- [Your objective]
All lines below must be repeated exactly, with the pictures omitted.

- [Data]
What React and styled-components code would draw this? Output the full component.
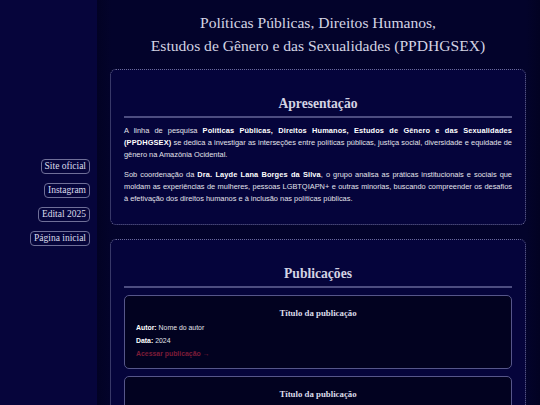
import React from "react";
import styled, { createGlobalStyle } from "styled-components";

const Global = createGlobalStyle`
  html, body { margin: 0; padding: 0; background: #03032b; }
  body { font-family: "Liberation Serif", "Times New Roman", serif; color: #d6d6e6; }
  * { box-sizing: border-box; }
`;

const Layout = styled.div`
  display: flex;
  min-height: 100vh;
`;

const Sidebar = styled.nav`
  width: 97px;
  flex-shrink: 0;
  height: 100vh;
  position: sticky;
  top: 0;
  background: #06053b;
  display: flex;
  flex-direction: column;
  align-items: flex-end;
  justify-content: center;
  gap: 9px;
  padding-right: 7px;
`;

const NavButton = styled.a`
  display: block;
  font-family: "Liberation Serif", "Times New Roman", serif;
  font-size: 9.5px;
  line-height: 13px;
  color: #dcdcec;
  border: 1px solid #6f6f98;
  border-radius: 4px;
  padding: 0 3px;
  text-decoration: none;
`;

const Main = styled.main`
  flex: 1;
  padding: 0 14px 20px 13px;
  background: linear-gradient(to right, #020224 0px, #03032b 14px, #03032b calc(100% - 14px), #020222 100%);
`;

const Header = styled.header`
  text-align: center;
  padding: 11px 0 12px;
`;

const Title = styled.h1`
  margin: 0;
  font-weight: normal;
  font-size: 15.6px;
  line-height: 23px;
  color: #d3d3e3;
`;

const Section = styled.section`
  background: #05043b;
  border: 1px dotted #6c6c96;
  border-radius: 6px;
  padding: 25px 13px 19px;
  margin-bottom: 14px;
`;

const SectionTitle = styled.h2`
  margin: 0 0 7px;
  text-align: center;
  font-size: 13.6px;
  line-height: 18px;
  font-weight: bold;
  color: #d3d3e3;
  padding-bottom: 3px;
  border-bottom: 2px solid #4d4d80;
`;

const Paragraph = styled.p`
  margin: 0 0 8px;
  font-family: "Liberation Sans", Arial, sans-serif;
  font-size: 7.42px;
  line-height: 12px;
  text-align: justify;
  color: #e2e2ea;
  strong { color: #ffffff; letter-spacing: 0.12px; }
  &:last-child { margin-bottom: 0; }
`;

const PubList = styled.div`
  display: flex;
  flex-direction: column;
  gap: 7px;
`;

const PubCard = styled.article`
  background: #020220;
  border: 1px solid #56568a;
  border-radius: 5px;
  padding: 11px 11px 8px;
`;

const PubTitle = styled.h3`
  margin: 0 0 1px;
  text-align: center;
  font-size: 8.8px;
  line-height: 13px;
  font-weight: bold;
  color: #dcdcea;
`;

const PubLine = styled.p`
  margin: 0;
  font-family: "Liberation Sans", Arial, sans-serif;
  font-size: 6.9px;
  line-height: 13px;
  color: #e2e2ea;
  strong { color: #ffffff; }
`;

const PubLink = styled.a`
  display: block;
  font-family: "Liberation Sans", Arial, sans-serif;
  font-size: 6.9px;
  line-height: 13px;
  font-weight: bold;
  color: #7c1c38;
  text-decoration: none;
`;

const pubs = [
  { title: "Título da publicação", author: "Nome do autor", date: "2024" },
  { title: "Título da publicação", author: "Nome do autor", date: "2024" },
];

export default function App() {
  return (
    <>
      <Global />
      <Layout>
        <Sidebar>
          <NavButton href="#">Site oficial</NavButton>
          <NavButton href="#">Instagram</NavButton>
          <NavButton href="#">Edital 2025</NavButton>
          <NavButton href="#">Página inicial</NavButton>
        </Sidebar>
        <Main>
          <Header>
            <Title>
              Políticas Públicas, Direitos Humanos,
              <br />
              Estudos de Gênero e das Sexualidades (PPDHGSEX)
            </Title>
          </Header>
          <Section>
            <SectionTitle>Apresentação</SectionTitle>
            <Paragraph>
              A linha de pesquisa <strong>Políticas Públicas, Direitos Humanos, Estudos de Gênero e das Sexualidades (PPDHGSEX)</strong> se dedica a investigar as interseções entre políticas públicas, justiça social, diversidade e equidade de gênero na Amazônia Ocidental.
            </Paragraph>
            <Paragraph>
              Sob coordenação da <strong>Dra. Layde Lana Borges da Silva</strong>, o grupo analisa as práticas institucionais e sociais que moldam as experiências de mulheres, pessoas LGBTQIAPN+ e outras minorias, buscando compreender os desafios à efetivação dos direitos humanos e à inclusão nas políticas públicas.
            </Paragraph>
          </Section>
          <Section>
            <SectionTitle>Publicações</SectionTitle>
            <PubList>
              {pubs.map((p, i) => (
                <PubCard key={i}>
                  <PubTitle>{p.title}</PubTitle>
                  <PubLine><strong>Autor:</strong> {p.author}</PubLine>
                  <PubLine><strong>Data:</strong> {p.date}</PubLine>
                  <PubLink href="#">Acessar publicação →</PubLink>
                </PubCard>
              ))}
            </PubList>
          </Section>
        </Main>
      </Layout>
    </>
  );
}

- [Output for this task]
What React and styled-components code would draw this? Output the full component.
import React from "react";
import styled, { createGlobalStyle } from "styled-components";

const Global = createGlobalStyle`
  html, body { margin: 0; padding: 0; background: #03032b; }
  body { font-family: "Liberation Serif", "Times New Roman", serif; color: #d6d6e6; }
  * { box-sizing: border-box; }
`;

const Layout = styled.div`
  display: flex;
  min-height: 100vh;
`;

const Sidebar = styled.nav`
  width: 97px;
  flex-shrink: 0;
  height: 100vh;
  position: sticky;
  top: 0;
  background: #06053b;
  display: flex;
  flex-direction: column;
  align-items: flex-end;
  justify-content: center;
  gap: 9px;
  padding-right: 7px;
`;

const NavButton = styled.a`
  display: block;
  font-family: "Liberation Serif", "Times New Roman", serif;
  font-size: 9.5px;
  line-height: 13px;
  color: #dcdcec;
  border: 1px solid #6f6f98;
  border-radius: 4px;
  padding: 0 3px;
  text-decoration: none;
`;

const Main = styled.main`
  flex: 1;
  padding: 0 14px 20px 13px;
  background: linear-gradient(to right, #020224 0px, #03032b 14px, #03032b calc(100% - 14px), #020222 100%);
`;

const Header = styled.header`
  text-align: center;
  padding: 11px 0 12px;
`;

const Title = styled.h1`
  margin: 0;
  font-weight: normal;
  font-size: 15.6px;
  line-height: 23px;
  color: #d3d3e3;
`;

const Section = styled.section`
  background: #05043b;
  border: 1px dotted #6c6c96;
  border-radius: 6px;
  padding: 25px 13px 19px;
  margin-bottom: 14px;
`;

const SectionTitle = styled.h2`
  margin: 0 0 7px;
  text-align: center;
  font-size: 13.6px;
  line-height: 18px;
  font-weight: bold;
  color: #d3d3e3;
  padding-bottom: 3px;
  border-bottom: 2px solid #4d4d80;
`;

const Paragraph = styled.p`
  margin: 0 0 8px;
  font-family: "Liberation Sans", Arial, sans-serif;
  font-size: 7.42px;
  line-height: 12px;
  text-align: justify;
  color: #e2e2ea;
  strong { color: #ffffff; letter-spacing: 0.12px; }
  &:last-child { margin-bottom: 0; }
`;

const PubList = styled.div`
  display: flex;
  flex-direction: column;
  gap: 7px;
`;

const PubCard = styled.article`
  background: #020220;
  border: 1px solid #56568a;
  border-radius: 5px;
  padding: 11px 11px 8px;
`;

const PubTitle = styled.h3`
  margin: 0 0 1px;
  text-align: center;
  font-size: 8.8px;
  line-height: 13px;
  font-weight: bold;
  color: #dcdcea;
`;

const PubLine = styled.p`
  margin: 0;
  font-family: "Liberation Sans", Arial, sans-serif;
  font-size: 6.9px;
  line-height: 13px;
  color: #e2e2ea;
  strong { color: #ffffff; }
`;

const PubLink = styled.a`
  display: block;
  font-family: "Liberation Sans", Arial, sans-serif;
  font-size: 6.9px;
  line-height: 13px;
  font-weight: bold;
  color: #7c1c38;
  text-decoration: none;
`;

const pubs = [
  { title: "Título da publicação", author: "Nome do autor", date: "2024" },
  { title: "Título da publicação", author: "Nome do autor", date: "2024" },
];

export default function App() {
  return (
    <>
      <Global />
      <Layout>
        <Sidebar>
          <NavButton href="#">Site oficial</NavButton>
          <NavButton href="#">Instagram</NavButton>
          <NavButton href="#">Edital 2025</NavButton>
          <NavButton href="#">Página inicial</NavButton>
        </Sidebar>
        <Main>
          <Header>
            <Title>
              Políticas Públicas, Direitos Humanos,
              <br />
              Estudos de Gênero e das Sexualidades (PPDHGSEX)
            </Title>
          </Header>
          <Section>
            <SectionTitle>Apresentação</SectionTitle>
            <Paragraph>
              A linha de pesquisa <strong>Políticas Públicas, Direitos Humanos, Estudos de Gênero e das Sexualidades (PPDHGSEX)</strong> se dedica a investigar as interseções entre políticas públicas, justiça social, diversidade e equidade de gênero na Amazônia Ocidental.
            </Paragraph>
            <Paragraph>
              Sob coordenação da <strong>Dra. Layde Lana Borges da Silva</strong>, o grupo analisa as práticas institucionais e sociais que moldam as experiências de mulheres, pessoas LGBTQIAPN+ e outras minorias, buscando compreender os desafios à efetivação dos direitos humanos e à inclusão nas políticas públicas.
            </Paragraph>
          </Section>
          <Section>
            <SectionTitle>Publicações</SectionTitle>
            <PubList>
              {pubs.map((p, i) => (
                <PubCard key={i}>
                  <PubTitle>{p.title}</PubTitle>
                  <PubLine><strong>Autor:</strong> {p.author}</PubLine>
                  <PubLine><strong>Data:</strong> {p.date}</PubLine>
                  <PubLink href="#">Acessar publicação →</PubLink>
                </PubCard>
              ))}
            </PubList>
          </Section>
        </Main>
      </Layout>
    </>
  );
}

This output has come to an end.